The concerns the supreme court expressed in Aughinbaugh are fully justified by the circumstances in the present case. Defendant’s silence here was probative of nothing. He was asked by law enforcement officers if he had spit on and choked his wife, and his silence may have been motivated by nothing more than his prior experience or the advice of counsel.

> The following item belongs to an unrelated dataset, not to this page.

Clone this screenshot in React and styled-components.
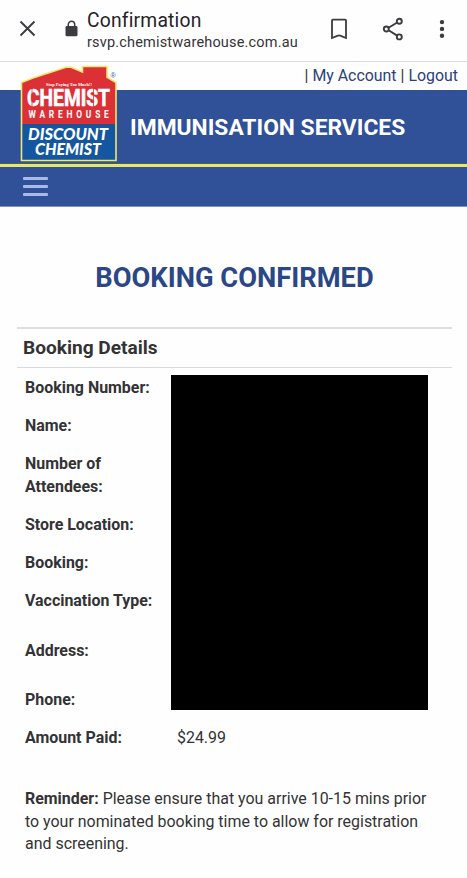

The trial court here did not determine (using Professor Graham’s analysis) that it was more probably true than not true that the circumstances under which accusatory questions were asked defendant would naturally be expected to induce an innocent person to deny the truth of the statement if he believed it to be untrue. Accordingly, we hold that the court erred by admitting defendant’s silence in response to McCabe’s question.

B. Reversible Error

The State contends that even if the evidence of defendant’s silence was improperly admitted, its case was so strong that the error was harmless. We disagree. Upon reviewing the admissible evidence, we conclude that the evidence was sufficient to support a finding of guilt *279beyond a reasonable doubt. Thus, defendant faces no risk of double jeopardy and may be retried. See People v. Cruz, 162 Ill. 2d 314, 374, 643 N.E.2d 636, 664 (1994). However, the State’s evidence was far from overwhelming, and we view the error in admitting testimony regarding defendant’s silence as seriously affecting his right to a fair trial.

The State also argues that defendant has waived this issue by not filing a pretrial motion to suppress evidence. However, we agree with defendant’s rejoinder that defendant could hardly be expected to file such a motion when, in fact, there was no statement of his to suppress. After all, the matter at issue in this case is defendant’s silence.


For the reasons stated, we reverse the trial court’s judgment and remand for a new trial.

Reversed and remanded.

KNECHT, EJ., and McCULLOUGH, J., concur.